I think our partnership works because of our different skills, but also because we have lots of things in common. We’re both very loyal to our clients and to the people that work with us, and we’re committed to being creative and thinking differently about PR. We have the same old-fashioned work ethic and obsession with accuracy, thanks to early training under terrifying newspaper editors. We both still get a real kick out of seeing the company grow, and we’ve never lost the huge excitement of winning new business and being involved with the amazing clients we’ve had the good fortune to work with.

Janine is much more fearless than I am. I was relieved to be on the mainland during her nightly calls from the Outer Hebrides when Burt Greener was working on BBC Scotland’s Castaway series and tabloid helicopters were in pursuit. She persuaded me that living in IKEA’s Edinburgh store with a group of customers and media for a weekend would be a great campaign, and, waking up in twin beds on the shop floor one Saturday morning with the Sun and Sunday Times “next door”, I had to agree.

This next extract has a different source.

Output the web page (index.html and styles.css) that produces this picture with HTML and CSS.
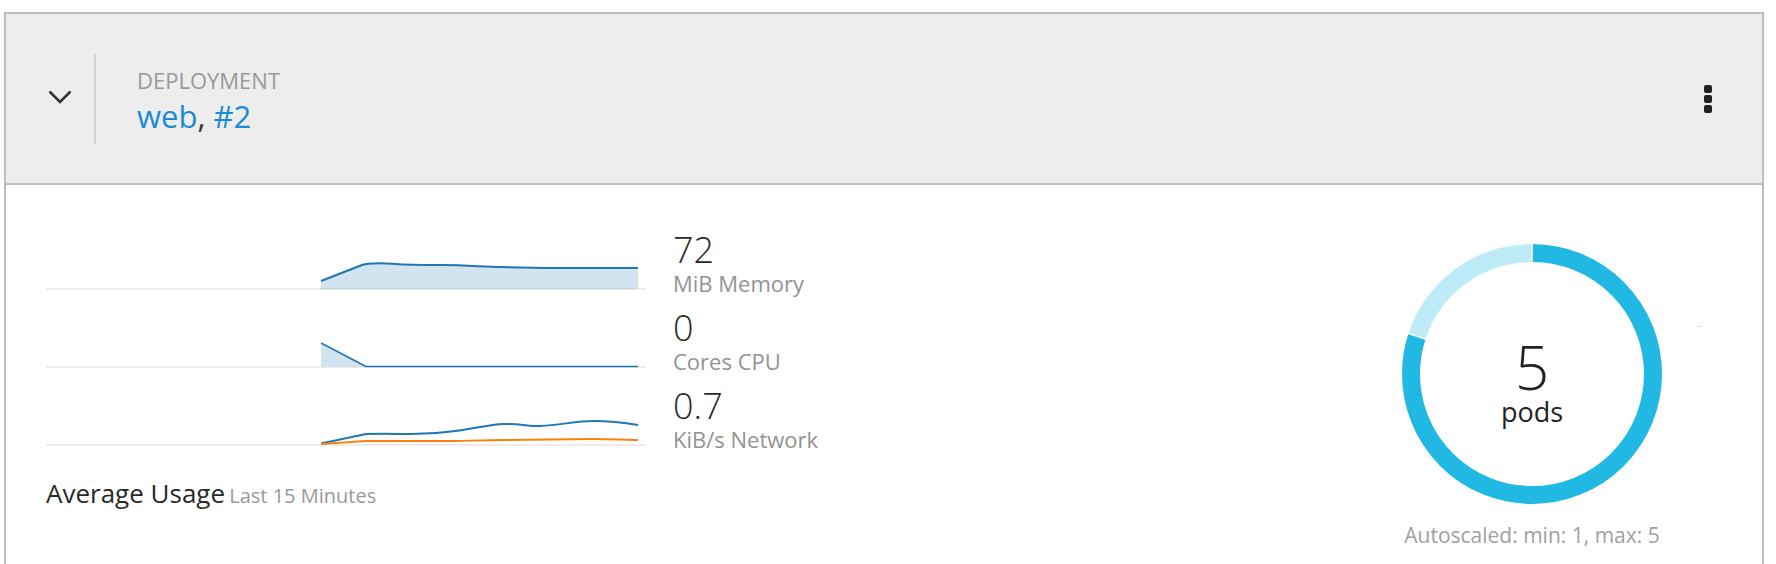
FILE: index.html
```html
<!DOCTYPE html>
<html>
<head>
<meta charset="utf-8">
<link rel="stylesheet" href="styles.css">
</head>
<body>
<div class="card">
  <div class="card-header">
    <svg class="chevron" width="24" height="14" viewBox="0 0 24 14"><polyline points="1.5,1.5 12,12 22.5,1.5" fill="none" stroke="#333" stroke-width="2.6"/></svg>
    <div class="divider"></div>
    <div class="title-block">
      <div class="kind">DEPLOYMENT</div>
      <div class="name"><a class="link">web</a>, <a class="link">#2</a></div>
    </div>
    <div class="kebab"><span></span><span></span><span></span></div>
  </div>
  <div class="card-body">
    <div class="metrics">
      <div class="metric-row">
        <svg class="spark" width="600" height="66" viewBox="0 0 600 66">
          <rect x="0" y="58" width="600" height="2" fill="#ececec"/>
          <path d="M275,51 L316,35 C322,33 335,33 350,34 C360,35 375,35 397,35 C420,35 440,37 454,37 L499,38 L592,38 L592,59 L275,59 Z" fill="#1f77b4" fill-opacity="0.2"/>
          <path d="M275,51 L316,35 C322,33 335,33 350,34 C360,35 375,35 397,35 C420,35 440,37 454,37 L499,38 L592,38" fill="none" stroke="#1f77b4" stroke-width="2" stroke-linejoin="round"/>
        </svg>
        <div class="metric-text">
          <div class="value">72</div>
          <div class="unit">MiB Memory</div>
        </div>
      </div>
      <div class="metric-row">
        <svg class="spark" width="600" height="66" viewBox="0 0 600 66">
          <rect x="0" y="58" width="600" height="2" fill="#ececec"/>
          <path d="M275,35 L320,58.5 L275,58.5 Z" fill="#1f77b4" fill-opacity="0.2"/>
          <path d="M275,35 L320,58.5 L592,58.5" fill="none" stroke="#1f77b4" stroke-width="1.6" stroke-linejoin="round"/>
        </svg>
        <div class="metric-text">
          <div class="value">0</div>
          <div class="unit">Cores CPU</div>
        </div>
      </div>
      <div class="metric-row">
        <svg class="spark" width="600" height="66" viewBox="0 0 600 66">
          <rect x="0" y="58" width="600" height="2" fill="#ececec"/>
          <path d="M275,57.5 L320,48 C340,47.5 350,48 365,48 C385,47.5 395,47 409,45 C430,42 445,38.5 458,38 C475,38 482,40 494,40 C515,39 530,35 548,35 C565,35 580,37 592,39" fill="none" stroke="#1f77b4" stroke-width="2" stroke-linejoin="round"/>
          <path d="M275,58 L320,55 L409,55 C430,54.5 445,54 458,54 L548,53 C565,53 580,54 592,54" fill="none" stroke="#ff7f0e" stroke-width="2" stroke-linejoin="round"/>
        </svg>
        <div class="metric-text">
          <div class="value">0.7</div>
          <div class="unit">KiB/s Network</div>
        </div>
      </div>
      <div class="usage"><span class="usage-title">Average Usage</span> <span class="usage-sub">Last 15 Minutes</span></div>
    </div>
    <div class="pods">
      <svg class="donut" width="260" height="260" viewBox="0 0 260 260">
        <g transform="rotate(-90 130 130)">
          <circle cx="130" cy="130" r="121" fill="none" stroke="#bdebf7" stroke-width="18" stroke-dasharray="150.3 610" stroke-dashoffset="-609"/>
          <circle cx="130" cy="130" r="121" fill="none" stroke="#21b9e3" stroke-width="18" stroke-dasharray="606.7 153.6" stroke-dashoffset="-0.8"/>
        </g>
        <text x="130" y="146" text-anchor="middle" class="pods-count">5</text>
        <text x="130" y="178" text-anchor="middle" class="pods-label">pods</text>
      </svg>
      <span class="stray"></span>
      <div class="autoscale">Autoscaled: min: 1, max: 5</div>
    </div>
  </div>
</div>
</body>
</html>
```
FILE: styles.css
```css
html, body {
  margin: 0;
  padding: 0;
  background: #fff;
  font-family: "Open Sans", "Liberation Sans", sans-serif;
}

.card {
  margin: 12px 12px 0 4px;
  border: 2px solid #bdbdbd;
  border-bottom: none;
  height: 600px;
}

.card-header {
  display: flex;
  align-items: center;
  height: 169px;
  background: #ededed;
  border-bottom: 2px solid #bdbdbd;
  padding: 0 50px 0 42px;
}

.chevron {
  display: block;
  margin-top: -3px;
}

.divider {
  width: 2px;
  height: 90px;
  background: #d3d3d3;
  margin-left: 22px;
  margin-right: 41px;
}

.title-block {
  display: flex;
  flex-direction: column;
  padding-top: 3px;
}

.kind {
  font-size: 22px;
  line-height: 26px;
  color: #999;
}

.name {
  font-size: 31px;
  line-height: 36px;
  margin-top: 5px;
  color: #333;
}

.link {
  color: #1a8ad4;
}

.kebab {
  margin-left: auto;
  display: flex;
  flex-direction: column;
  gap: 2px;
}

.kebab span {
  display: block;
  width: 8px;
  height: 8px;
  border-radius: 2px;
  background: #222;
}

.card-body {
  display: flex;
  padding: 45px 0 0 40px;
}

.metrics {
  display: flex;
  flex-direction: column;
  gap: 12px;
}

.metric-row {
  display: flex;
  align-items: flex-start;
}

.spark {
  display: block;
  flex: none;
}

.metric-text {
  margin-left: 27px;
}

.value {
  font-size: 36px;
  line-height: 40px;
  font-weight: 300;
  color: #292929;
}

.unit {
  font-size: 22px;
  line-height: 26px;
  color: #939393;
}

.usage {
  margin-top: 14px;
  line-height: 30px;
}

.usage-title {
  font-size: 26px;
  color: #292929;
}

.usage-sub {
  font-size: 20px;
  color: #999;
}

.pods {
  position: relative;
  margin-left: auto;
  margin-right: 100px;
  margin-top: 14px;
  width: 260px;
  display: flex;
  flex-direction: column;
  align-items: center;
}

.donut {
  display: block;
}

.pods-count {
  font-family: "Open Sans", "Liberation Sans", sans-serif;
  font-size: 60px;
  font-weight: 300;
  fill: #222;
}

.pods-label {
  font-family: "Open Sans", "Liberation Sans", sans-serif;
  font-size: 27px;
  fill: #222;
}

.stray {
  position: absolute;
  left: 295px;
  top: 82px;
  width: 4px;
  height: 1px;
  background: #d8d8d8;
}

.autoscale {
  margin-top: 19px;
  font-size: 21px;
  line-height: 24px;
  color: #a0a0a0;
  white-space: nowrap;
}
```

On a day-to-day level, it’s a bonus that Janine is one of the least dull people I know. She can be rubbish at things like driving and going to the supermarket, but then is brilliant at water-skiing and mountain biking, and getting to sit in the jump seat on flights. This is a good thing in a person that you’re committed to spending most of your working life with. Saying that, she’s also a Geordie and is quick to bring a down-to-earth perspective to any situation, which is often an advantage in the world of PR.

Six years on, I can’t think of another person that I could have done this with, and still look forward to sitting opposite on a daily basis. We walked past two old ladies recently and we both thought that could well be us in a few decades’ time, going on about how good the scones are in our retained teashop. I hope so!